- Dataset rows -
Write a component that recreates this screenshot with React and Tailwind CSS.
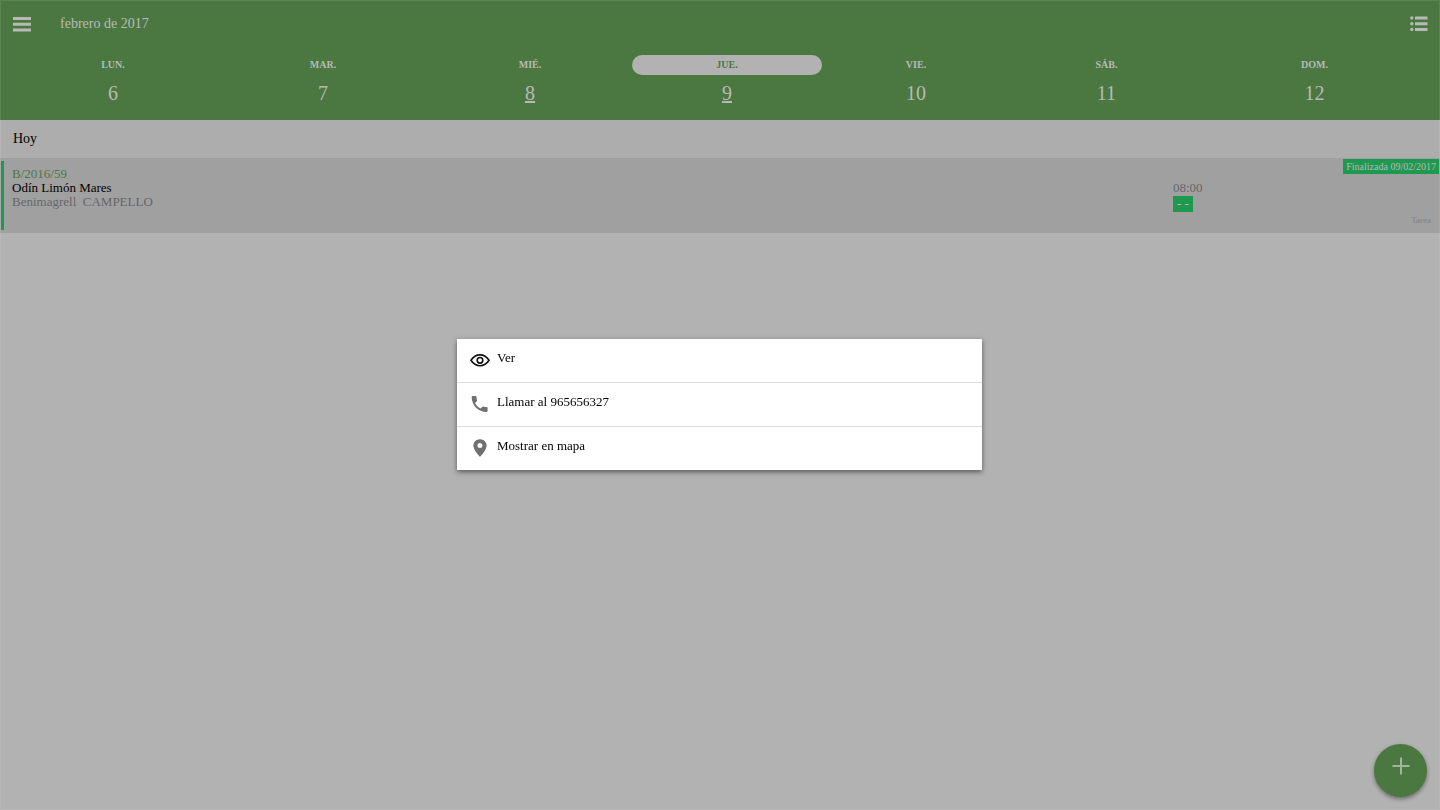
* * *
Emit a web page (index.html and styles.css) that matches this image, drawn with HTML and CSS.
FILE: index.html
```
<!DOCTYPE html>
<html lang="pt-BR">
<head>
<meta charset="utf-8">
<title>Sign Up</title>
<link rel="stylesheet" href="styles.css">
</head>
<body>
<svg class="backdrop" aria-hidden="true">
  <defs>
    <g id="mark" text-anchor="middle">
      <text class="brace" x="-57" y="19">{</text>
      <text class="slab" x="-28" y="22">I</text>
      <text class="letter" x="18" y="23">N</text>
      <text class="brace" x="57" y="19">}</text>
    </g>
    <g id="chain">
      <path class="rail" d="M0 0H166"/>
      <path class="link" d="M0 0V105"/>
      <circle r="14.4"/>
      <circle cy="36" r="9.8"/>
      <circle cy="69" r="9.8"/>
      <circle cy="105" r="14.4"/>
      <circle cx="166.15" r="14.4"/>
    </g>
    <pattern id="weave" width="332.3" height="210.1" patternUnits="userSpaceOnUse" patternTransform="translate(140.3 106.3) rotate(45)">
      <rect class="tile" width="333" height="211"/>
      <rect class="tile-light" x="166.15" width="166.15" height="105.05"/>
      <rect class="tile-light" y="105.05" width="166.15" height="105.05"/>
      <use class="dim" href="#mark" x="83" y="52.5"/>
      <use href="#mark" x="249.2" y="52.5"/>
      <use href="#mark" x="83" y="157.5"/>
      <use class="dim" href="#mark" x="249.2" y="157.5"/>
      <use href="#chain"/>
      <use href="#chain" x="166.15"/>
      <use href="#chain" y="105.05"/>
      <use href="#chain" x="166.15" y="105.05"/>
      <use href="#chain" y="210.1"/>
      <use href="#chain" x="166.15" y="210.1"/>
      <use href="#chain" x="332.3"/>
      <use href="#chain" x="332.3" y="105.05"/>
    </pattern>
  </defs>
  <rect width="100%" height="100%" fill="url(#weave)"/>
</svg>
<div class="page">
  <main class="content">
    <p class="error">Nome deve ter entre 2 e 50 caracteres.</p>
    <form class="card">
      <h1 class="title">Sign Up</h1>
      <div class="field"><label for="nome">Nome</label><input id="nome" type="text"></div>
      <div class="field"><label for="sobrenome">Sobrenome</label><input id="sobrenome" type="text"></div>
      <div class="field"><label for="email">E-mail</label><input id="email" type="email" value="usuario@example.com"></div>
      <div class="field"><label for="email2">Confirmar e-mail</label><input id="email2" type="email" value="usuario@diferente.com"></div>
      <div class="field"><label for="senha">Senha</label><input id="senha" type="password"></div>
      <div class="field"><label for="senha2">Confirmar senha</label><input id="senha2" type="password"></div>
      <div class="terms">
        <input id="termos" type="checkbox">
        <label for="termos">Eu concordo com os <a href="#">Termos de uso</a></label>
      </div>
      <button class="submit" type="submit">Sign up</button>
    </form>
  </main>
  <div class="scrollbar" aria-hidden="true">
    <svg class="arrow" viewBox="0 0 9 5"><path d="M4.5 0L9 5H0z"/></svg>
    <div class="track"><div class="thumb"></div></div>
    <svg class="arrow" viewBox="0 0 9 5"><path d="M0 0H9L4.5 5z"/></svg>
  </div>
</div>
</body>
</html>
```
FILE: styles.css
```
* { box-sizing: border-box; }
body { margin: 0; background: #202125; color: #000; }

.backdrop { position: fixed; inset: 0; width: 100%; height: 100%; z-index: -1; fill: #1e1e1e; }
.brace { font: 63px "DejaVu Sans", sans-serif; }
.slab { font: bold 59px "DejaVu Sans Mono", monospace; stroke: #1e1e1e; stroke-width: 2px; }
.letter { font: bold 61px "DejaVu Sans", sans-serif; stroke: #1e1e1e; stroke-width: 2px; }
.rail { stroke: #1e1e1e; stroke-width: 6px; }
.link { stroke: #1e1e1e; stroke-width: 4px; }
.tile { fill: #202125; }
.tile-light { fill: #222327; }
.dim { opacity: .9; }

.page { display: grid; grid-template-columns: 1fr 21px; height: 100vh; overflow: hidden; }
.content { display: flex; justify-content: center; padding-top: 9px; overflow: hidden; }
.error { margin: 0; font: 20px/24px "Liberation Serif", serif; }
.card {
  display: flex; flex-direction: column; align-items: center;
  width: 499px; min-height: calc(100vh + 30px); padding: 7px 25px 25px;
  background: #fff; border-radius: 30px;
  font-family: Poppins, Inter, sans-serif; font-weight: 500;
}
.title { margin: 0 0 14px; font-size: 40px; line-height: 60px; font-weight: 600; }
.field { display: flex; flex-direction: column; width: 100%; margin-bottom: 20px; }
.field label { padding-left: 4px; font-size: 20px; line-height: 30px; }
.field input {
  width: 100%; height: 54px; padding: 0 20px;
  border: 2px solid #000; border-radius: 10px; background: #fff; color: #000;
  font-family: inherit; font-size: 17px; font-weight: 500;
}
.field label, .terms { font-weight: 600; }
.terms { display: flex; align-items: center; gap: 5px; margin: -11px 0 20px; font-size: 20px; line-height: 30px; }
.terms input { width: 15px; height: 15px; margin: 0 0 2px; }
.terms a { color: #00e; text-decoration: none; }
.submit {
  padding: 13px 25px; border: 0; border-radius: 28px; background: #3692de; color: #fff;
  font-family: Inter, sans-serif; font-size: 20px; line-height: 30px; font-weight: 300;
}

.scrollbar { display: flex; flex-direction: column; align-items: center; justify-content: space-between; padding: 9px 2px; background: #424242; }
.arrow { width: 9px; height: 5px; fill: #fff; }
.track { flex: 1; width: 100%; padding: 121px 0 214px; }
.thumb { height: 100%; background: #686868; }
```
* * *
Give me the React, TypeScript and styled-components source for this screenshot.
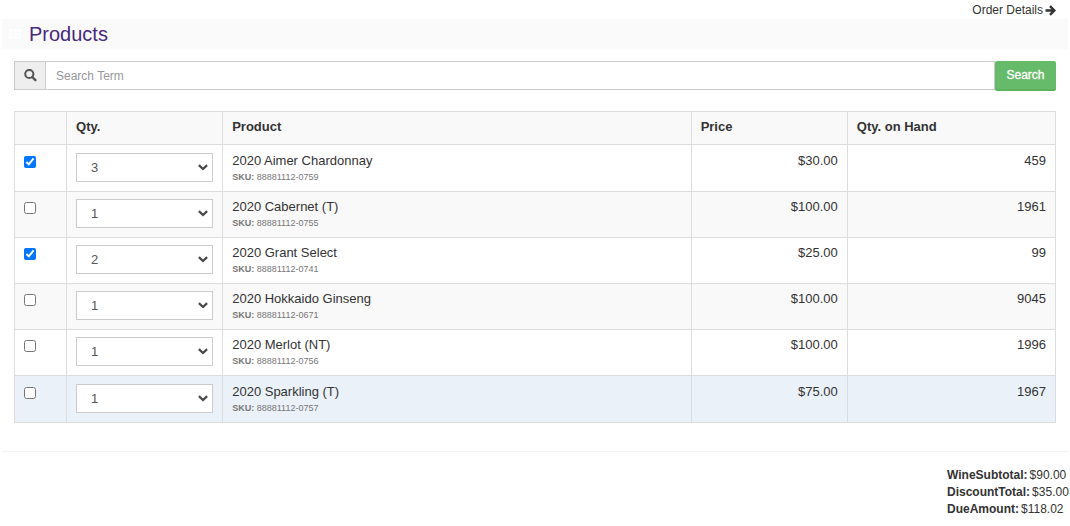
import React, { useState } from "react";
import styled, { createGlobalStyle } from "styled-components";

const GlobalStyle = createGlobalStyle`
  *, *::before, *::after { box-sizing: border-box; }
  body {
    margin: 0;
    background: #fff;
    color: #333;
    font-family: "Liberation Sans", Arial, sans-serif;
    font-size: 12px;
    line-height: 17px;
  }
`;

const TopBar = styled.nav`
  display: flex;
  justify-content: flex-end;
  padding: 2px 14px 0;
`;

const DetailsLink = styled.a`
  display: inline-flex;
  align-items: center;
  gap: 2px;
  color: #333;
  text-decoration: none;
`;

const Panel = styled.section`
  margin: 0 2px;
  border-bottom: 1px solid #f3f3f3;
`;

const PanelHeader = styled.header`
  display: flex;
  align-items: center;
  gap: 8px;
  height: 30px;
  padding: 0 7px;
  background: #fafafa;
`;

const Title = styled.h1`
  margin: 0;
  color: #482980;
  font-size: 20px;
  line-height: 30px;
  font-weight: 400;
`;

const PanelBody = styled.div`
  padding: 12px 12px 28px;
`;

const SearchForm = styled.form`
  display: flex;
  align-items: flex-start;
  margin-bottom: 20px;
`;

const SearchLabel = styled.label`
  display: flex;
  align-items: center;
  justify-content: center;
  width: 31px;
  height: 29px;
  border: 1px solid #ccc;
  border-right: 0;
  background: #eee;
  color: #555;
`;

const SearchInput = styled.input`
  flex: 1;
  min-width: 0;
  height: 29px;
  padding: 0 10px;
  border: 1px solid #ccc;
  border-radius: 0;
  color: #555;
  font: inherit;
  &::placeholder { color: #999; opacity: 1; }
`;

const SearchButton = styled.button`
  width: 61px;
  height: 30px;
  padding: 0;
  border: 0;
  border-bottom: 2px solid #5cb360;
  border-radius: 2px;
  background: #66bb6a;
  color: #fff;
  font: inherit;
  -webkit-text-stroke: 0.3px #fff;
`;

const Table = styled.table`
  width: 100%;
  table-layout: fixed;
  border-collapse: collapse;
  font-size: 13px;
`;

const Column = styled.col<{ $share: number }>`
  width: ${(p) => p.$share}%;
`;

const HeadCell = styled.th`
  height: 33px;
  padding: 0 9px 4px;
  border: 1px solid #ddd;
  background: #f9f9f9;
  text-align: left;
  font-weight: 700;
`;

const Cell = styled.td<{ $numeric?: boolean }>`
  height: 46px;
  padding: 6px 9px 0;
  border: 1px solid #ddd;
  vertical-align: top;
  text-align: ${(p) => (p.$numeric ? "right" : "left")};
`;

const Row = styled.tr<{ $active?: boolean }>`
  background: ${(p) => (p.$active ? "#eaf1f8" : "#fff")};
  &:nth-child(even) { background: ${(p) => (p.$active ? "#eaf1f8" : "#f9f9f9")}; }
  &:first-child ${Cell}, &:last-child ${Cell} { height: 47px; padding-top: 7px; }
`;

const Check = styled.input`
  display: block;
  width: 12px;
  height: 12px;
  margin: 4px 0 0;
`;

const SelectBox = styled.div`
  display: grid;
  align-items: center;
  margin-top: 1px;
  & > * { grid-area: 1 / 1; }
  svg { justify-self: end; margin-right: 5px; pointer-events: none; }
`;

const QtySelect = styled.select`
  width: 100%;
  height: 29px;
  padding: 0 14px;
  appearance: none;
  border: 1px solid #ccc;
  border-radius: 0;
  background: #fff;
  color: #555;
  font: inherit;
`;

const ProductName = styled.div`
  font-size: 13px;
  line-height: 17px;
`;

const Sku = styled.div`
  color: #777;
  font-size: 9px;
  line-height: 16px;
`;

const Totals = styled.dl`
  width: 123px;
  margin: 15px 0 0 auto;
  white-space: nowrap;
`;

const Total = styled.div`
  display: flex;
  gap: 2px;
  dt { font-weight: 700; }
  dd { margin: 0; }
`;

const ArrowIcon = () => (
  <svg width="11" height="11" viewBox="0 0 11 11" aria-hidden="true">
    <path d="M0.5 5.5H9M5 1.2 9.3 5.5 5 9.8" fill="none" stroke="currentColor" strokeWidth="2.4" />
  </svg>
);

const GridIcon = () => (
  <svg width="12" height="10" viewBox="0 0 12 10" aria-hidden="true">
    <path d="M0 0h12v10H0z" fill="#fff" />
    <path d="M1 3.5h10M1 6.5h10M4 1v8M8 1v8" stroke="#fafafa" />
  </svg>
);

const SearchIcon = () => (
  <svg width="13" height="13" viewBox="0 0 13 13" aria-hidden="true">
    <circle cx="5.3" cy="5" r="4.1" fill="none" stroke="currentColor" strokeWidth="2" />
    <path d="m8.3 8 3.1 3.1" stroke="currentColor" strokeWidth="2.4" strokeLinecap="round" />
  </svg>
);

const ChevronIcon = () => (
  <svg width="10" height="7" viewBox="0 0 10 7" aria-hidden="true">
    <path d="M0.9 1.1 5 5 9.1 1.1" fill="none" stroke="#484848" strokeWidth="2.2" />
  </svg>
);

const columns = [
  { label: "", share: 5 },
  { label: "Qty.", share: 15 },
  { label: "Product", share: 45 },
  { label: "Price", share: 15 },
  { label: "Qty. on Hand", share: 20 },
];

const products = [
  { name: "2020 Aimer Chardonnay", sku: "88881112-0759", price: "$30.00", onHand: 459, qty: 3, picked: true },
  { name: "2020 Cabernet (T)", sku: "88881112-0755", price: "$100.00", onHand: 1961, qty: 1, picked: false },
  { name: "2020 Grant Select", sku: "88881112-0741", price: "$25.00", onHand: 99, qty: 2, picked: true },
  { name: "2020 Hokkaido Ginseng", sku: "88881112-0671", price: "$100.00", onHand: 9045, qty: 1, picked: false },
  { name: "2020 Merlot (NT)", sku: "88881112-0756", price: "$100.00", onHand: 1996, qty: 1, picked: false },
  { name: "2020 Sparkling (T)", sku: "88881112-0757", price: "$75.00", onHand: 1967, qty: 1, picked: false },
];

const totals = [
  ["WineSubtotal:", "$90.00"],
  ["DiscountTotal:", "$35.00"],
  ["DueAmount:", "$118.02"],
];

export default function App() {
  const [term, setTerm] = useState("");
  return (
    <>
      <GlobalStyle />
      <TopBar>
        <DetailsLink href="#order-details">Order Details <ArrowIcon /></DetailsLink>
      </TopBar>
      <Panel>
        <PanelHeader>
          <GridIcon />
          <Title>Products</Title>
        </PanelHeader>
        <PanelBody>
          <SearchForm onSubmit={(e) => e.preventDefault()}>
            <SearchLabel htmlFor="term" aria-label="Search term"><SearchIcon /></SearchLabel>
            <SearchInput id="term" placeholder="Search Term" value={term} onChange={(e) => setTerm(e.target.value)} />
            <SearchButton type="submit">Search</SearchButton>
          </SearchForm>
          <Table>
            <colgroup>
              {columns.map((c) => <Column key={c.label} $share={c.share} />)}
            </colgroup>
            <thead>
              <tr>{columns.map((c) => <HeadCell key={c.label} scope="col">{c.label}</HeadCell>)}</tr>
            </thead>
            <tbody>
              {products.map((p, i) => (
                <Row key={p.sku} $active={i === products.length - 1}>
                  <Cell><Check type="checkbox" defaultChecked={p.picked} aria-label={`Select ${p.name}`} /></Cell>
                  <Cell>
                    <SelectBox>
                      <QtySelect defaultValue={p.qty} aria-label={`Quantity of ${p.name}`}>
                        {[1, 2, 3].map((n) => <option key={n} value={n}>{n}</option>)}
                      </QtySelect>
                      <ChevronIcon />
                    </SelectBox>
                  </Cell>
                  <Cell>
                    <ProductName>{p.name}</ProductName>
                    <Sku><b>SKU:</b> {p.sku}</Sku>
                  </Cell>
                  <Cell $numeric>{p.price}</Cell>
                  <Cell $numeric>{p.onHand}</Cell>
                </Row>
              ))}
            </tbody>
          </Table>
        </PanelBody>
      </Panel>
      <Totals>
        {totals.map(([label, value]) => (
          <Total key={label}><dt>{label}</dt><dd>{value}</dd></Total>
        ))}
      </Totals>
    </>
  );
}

- Given task -
Choose all lines containing the string "React" and copy them out.

- Result of this task -
Write a component that recreates this screenshot with React and Tailwind CSS.
Give me the React, TypeScript and styled-components source for this screenshot.
import React, { useState } from "react";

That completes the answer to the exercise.